With First Gen as proponent

Published

By Myrna M. Velasco

The Department of Energy (DOE) is calendared to promulgate this week the final approval of the liquefied natural gas (LNG) import terminal project of Lopez-led First Gen Corporation.

 

Department of Energy (DOE) logo

Department of Energy (DOE) logo
(MANILA BULLETIN)

The go-signal, to be concretized via the Centralized Review and Evaluation Committee (C-REC) of the department, is targeted within this week. Following that, it will be elevated to Energy Secretary Alfonso G. Cusi for his signing so that the project’s notice-to-proceed (NTP) can be subsequently issued.

In a briefing with reporters, Energy Undersecretary Felix William B. Fuentebella noted that the deliberations and review of First Gen’s application for NTP on its LNG project “is now due for completion,” and it is highly likely that it shall be given the green light.

He indicated though that the application of US firm Excelerate Energy may be thumbed down because it has insufficient document-submissions.

“It (First Gen application) has to be presented first to C-REC, and it is alive” and will have “desirable outcome,” he stressed.

The two applications, he said, will be presented both to C-REC for agenda this week – but of the two, it has been First Gen’s application that has positive recommendation.

“In the end, it will be up to C-REC to evaluate the proposals – they might see some other factors though that it (Excelerate application) could still be considered, so it (approval) has to be formalized,” the energy official stressed.

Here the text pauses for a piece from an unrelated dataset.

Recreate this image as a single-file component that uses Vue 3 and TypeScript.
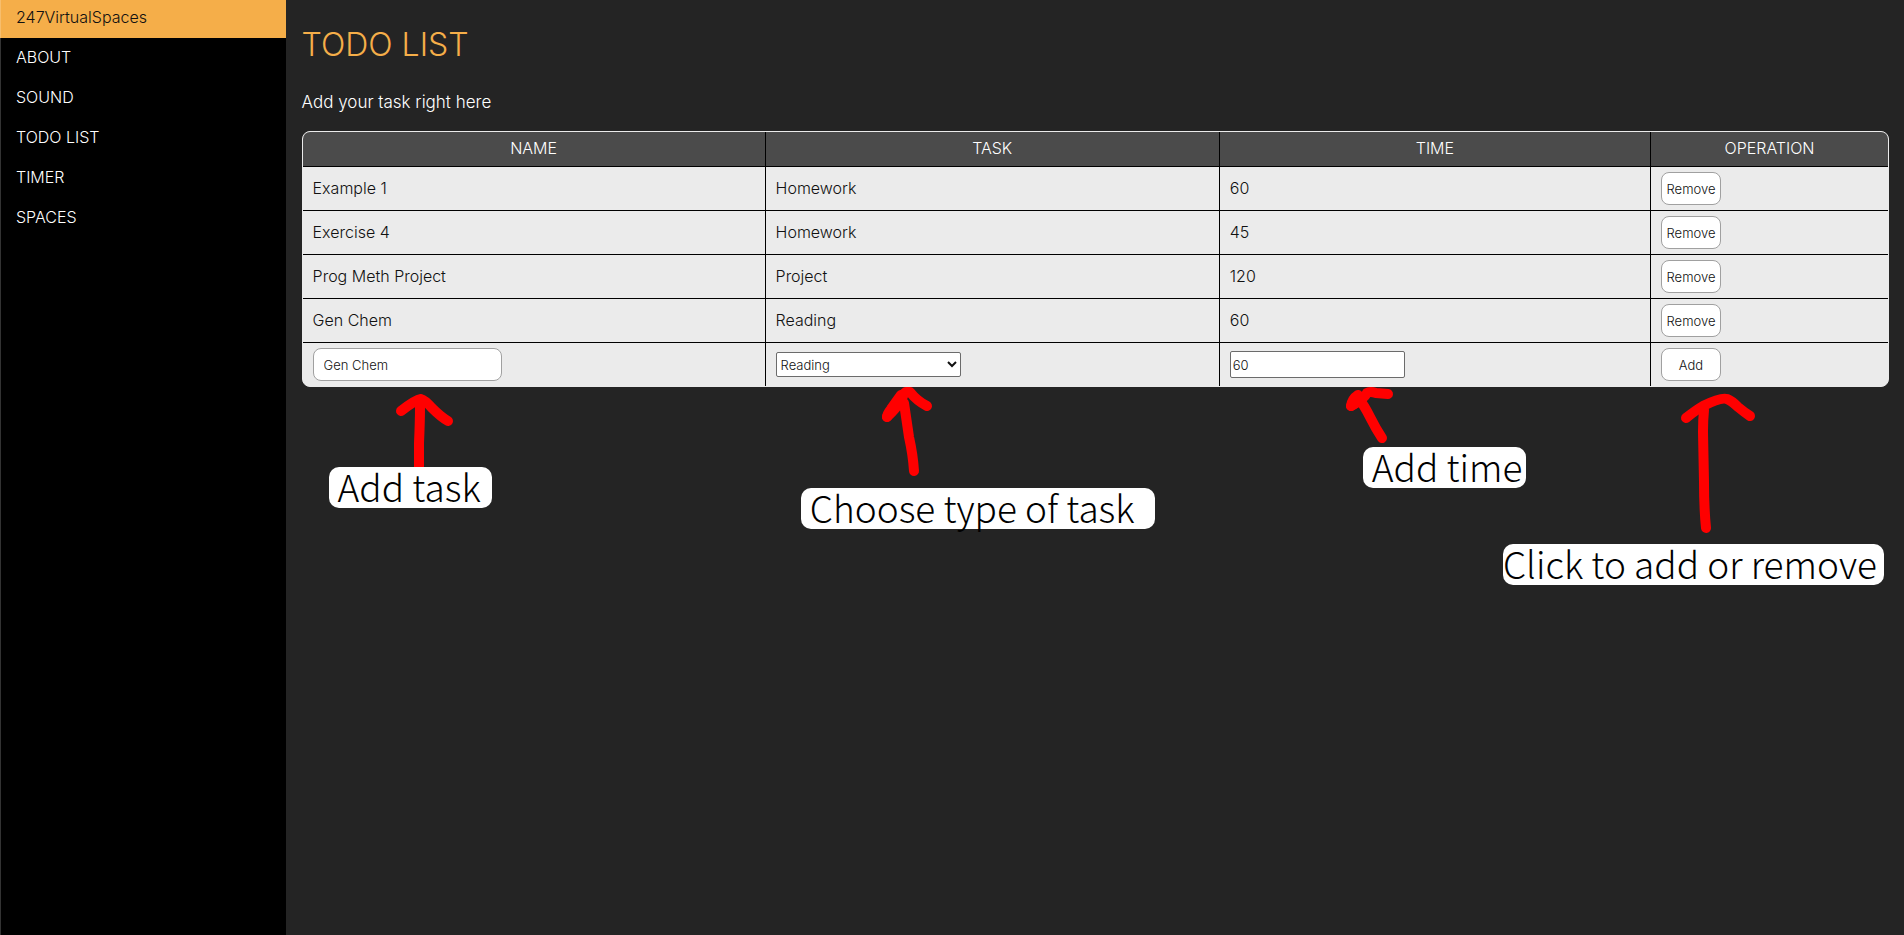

The Lopez firm previously cast U$1.0-billion investment for its planned 5.0 mtpa onshore LNG import terminal that will be sited proximate to its gas-fired power plants in Batangas.

The company also inked a joint development agreement last December with Tokyo Gas Co. Ltd. – with the latter cornering 20 percent equity in FGen LNG, the project’s corporate vehicle.

First Gen is strategically seen as the most qualified owning LNG import facility because it has the most number of power generation fleets running on gas fuel – chiefly the 1,000-megawatt Santa Rita; 500MW San Lorenzo; 414MW San Gabriel and 97MW Avion plants.